Rebecca Topakian, born in 1989, lives and works in Paris, where she is currently in residency at La Cité Internationale des Arts. Trained in photography at ENSP Arles, she has developed a work deeply rooted in the field of images, but enriched by other mediums. Through books and installations, she produces an anti-narrative photographic work which de-qualifies the subject, playing with the aesthetics of documentary as well as poetic and intimate forms. Her work explores themes of individual identity in relation to the crowd, the group, the community or collective history, with a sensual approach of bodies and landscapes.
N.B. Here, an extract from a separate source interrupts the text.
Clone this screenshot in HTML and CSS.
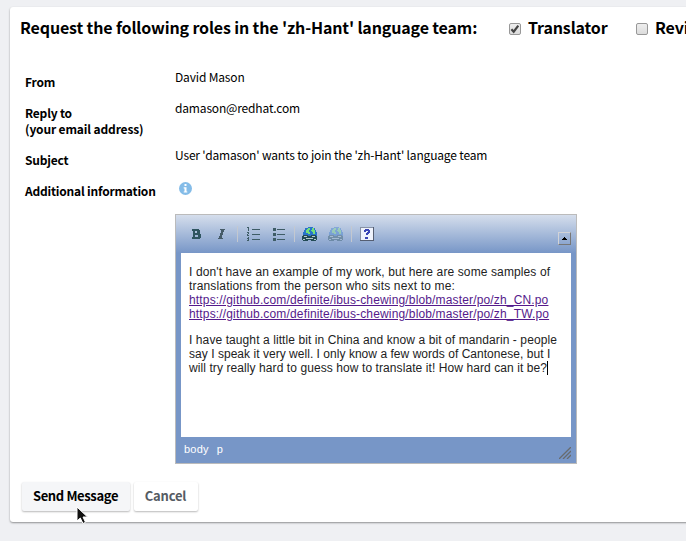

Topakian has presented solo shows at Biennale de la Photographie de Mulhouse and Quinzaine de la Photographie Nantaise. Her work has been included in group shows at Vienna Contemporary, Villa Arson, Biennale de l’Image Tangible, Rencontres d’Arles, festival Circulation(s), Biennale de l’Image Possible, amongst others. She published Infra- in 2018 with Classe Moyenne Éditions, which was shortlisted for the Author Book Prize of the Rencontres d’Arles 2018. She is co-founder of the artists residency el-Atlal in Jericho.
Kersti Jan Werdal
Kersti Jan Werdal was born in 1987 in Seattle, Washington. Her photographic work reflects on the problematic and illusory role of “objective-observer” in contrast to visceral moments of familiarity. She uses 35mm film to negotiate her own presence within worlds that aren’t her own. Using the frame to demarcate off-screen space, she provokes a fresh, nuanced perspective of otherwise typical scenes. For Werdal, the image becomes a space where language is suspended, permitting emotion and inferred experience to step in as the primary form of communication.
Werdal earned a degree in Sociocultural Anthropology from Columbia University and is presently an MFA Candidate in Film/Video at California Institute of the Arts. In addition to photography and filmmaking, she is invested in printed matter, often incorporating hand-made publications and ephemera into her practice. Upcoming projects include a publication of stills drawn from the last two years of filmmaking, and a film program in Los Angeles.